Frequently Asked Questions (FAQ)

  • Q: Can a trading strategy guarantee profits?

    A: No, no trading strategy can guarantee profits. However, a well-defined strategy can significantly improve your odds of success compared to trading randomly.

  • Q: How often should I change my trading strategy?

    A: You should review your strategy periodically to make sure that it is still working within current market conditions. Strategies might need tweaks to adapt to these conditions or changes to your risk tolerance level, but overhauling it too often might not be beneficial.

  • Q: Is it necessary to backtest a trading strategy?

    A: Yes, backtesting is an important step. It helps to understand how the strategy would have performed historically and identify areas for improvement.
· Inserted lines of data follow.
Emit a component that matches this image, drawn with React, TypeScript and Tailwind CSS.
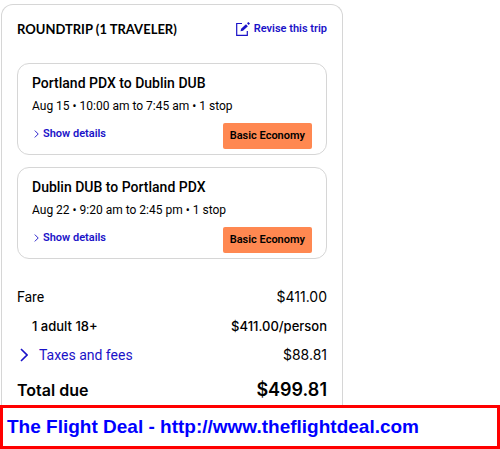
const flights = [
  { route: "Portland PDX to Dublin DUB", times: "Aug 15 • 10:00 am to 7:45 am • 1 stop" },
  { route: "Dublin DUB to Portland PDX", times: "Aug 22 • 9:20 am to 2:45 pm • 1 stop" },
]

const Chevron = ({ className }: { className: string }) => (
  <svg viewBox="0 0 8 14" fill="none" stroke="currentColor" className={className} aria-hidden="true">
    <path d="M1 1l6 6-6 6" strokeWidth="1.6" />
  </svg>
)

const EditIcon = () => (
  <svg viewBox="0 0 14 14" fill="none" className="w-3.5 h-3.5" aria-hidden="true">
    <path d="M6 1.5H0.7V13.3H11.3V9" stroke="currentColor" strokeWidth="1.2" />
    <path d="M4.5 9.3l.6-2.5L10 2.3l1.9 1.9L7 8.7z" fill="currentColor" />
    <path d="M11 1.3L12.4 0 14 1.6l-1.4 1.5z" fill="currentColor" />
  </svg>
)

const FlightCard = ({ route, times }: { route: string; times: string }) => (
  <section className="rounded-xl border border-[#d6d6d6] pt-[7px] pb-[5px] px-3.5">
    <h3 className="text-sm leading-6 font-medium">{route}</h3>
    <p className="text-xs leading-[22px]">{times}</p>
    <div className="flex items-start justify-between mt-1.5">
      <button className="flex items-center gap-1 pl-0.5 text-[11px] leading-[22px] font-semibold text-[#1a12c8]">
        <Chevron className="w-[5px] h-2" />
        Show details
      </button>
      <span className="rounded-xs bg-[#ff8851] px-[7px] text-[11px] leading-[26px] font-semibold">Basic Economy</span>
    </div>
  </section>
)

const App = () => {
  return (
    <main className="min-h-screen bg-white pt-1 font-['Roboto',sans-serif] text-black">
      <div className="ml-px max-w-[342px] rounded-t-xl border border-b-0 border-[#d6d6d6] px-[15px] pt-[13px]">
        {/* Header */}
        <header className="flex items-center justify-between mb-[23px]">
          <h2 className="font-['Lato',sans-serif] text-[13px] leading-5 font-bold">ROUNDTRIP (1 TRAVELER)</h2>
          <a href="#" className="flex items-center gap-1 text-[11px] leading-[22px] font-semibold text-[#1a12c8]">
            <EditIcon />
            Revise this trip
          </a>
        </header>

        <div className="flex flex-col gap-3">
          {flights.map((flight) => (
            <FlightCard key={flight.route} {...flight} />
          ))}
        </div>

        {/* Price breakdown */}
        <div className="flex flex-col gap-px mt-6 pb-px leading-7">
          <div className="flex justify-between">
            <span className="text-sm leading-7">Fare</span>
            <span className="font-['Inter',sans-serif] text-sm leading-7">$411.00</span>
          </div>
          <div className="flex justify-between pl-[15px] font-['Inter',sans-serif] text-[13px] leading-7 font-medium">
            <span>1 adult 18+</span>
            <span>$411.00/person</span>
          </div>
          <div className="flex justify-between text-sm leading-7">
            <button className="flex items-center gap-[11px] pl-[3px] text-[#1a12c8]">
              <Chevron className="w-2 h-3.5" />
              Taxes and fees
            </button>
            <span className="font-['Inter',sans-serif]">$88.81</span>
          </div>
          <div className="flex justify-between mt-1.5 font-['Inter',sans-serif] font-semibold">
            <span className="text-base leading-7">Total due</span>
            <span className="text-lg leading-7">$499.81</span>
          </div>
        </div>
      </div>

      {/* Site banner */}
      <footer className="border-3 border-[#ff0000] bg-white px-1 font-['Liberation_Sans',Arial,sans-serif] text-[19px] leading-[38px] font-bold text-[#0000ff]">
        The Flight Deal - http://www.theflightdeal.com
      </footer>
    </main>
  )
}

export default App
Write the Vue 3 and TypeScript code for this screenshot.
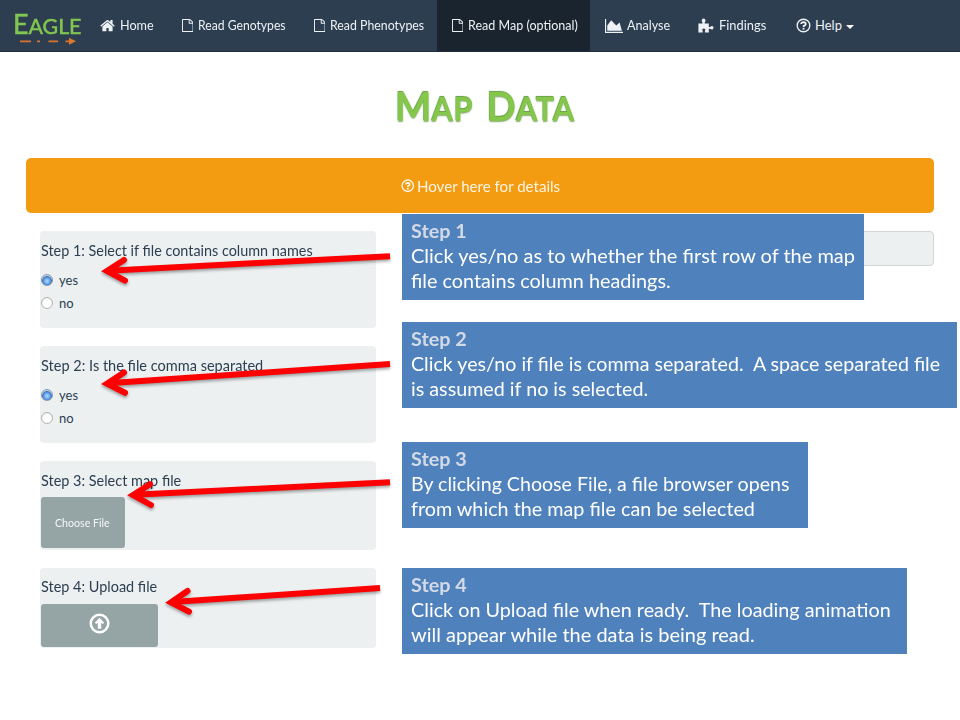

Without backtesting, you are entering the live market without an understanding of your strategy’s effectiveness.

  • Q: Can a beginner develop a trading strategy?

    A: Yes, beginners can develop a trading strategy. It’s better to start with a simple approach and gradually refine it according to results and experience. Starting simple makes it easier to keep track of all components.

  • Q: Can I copy someone else’s trading strategy?

    A: While you can study other people’s strategies, it’s best to develop one that is tailored to your own tolerance for risk, trading style, and capital. Just following someone else’s steps might not be the best as risk tolerance might vary widely.

References

  • Murphy, John J., *Technical Analysis of the Financial Markets: A Comprehensive Guide to Trading Methods and Applications*. New York Institute of Finance, 1999.
  • Elder, Alexander, *Trading for a Living: Psychology, Trading Tactics, Money Management*. Wiley, 1993.
  • Pring, Martin J., *Technical Analysis Explained: The Successful Investor’s Guide to Spotting Investment Trends and Turning Points*. McGraw-Hill, 2014.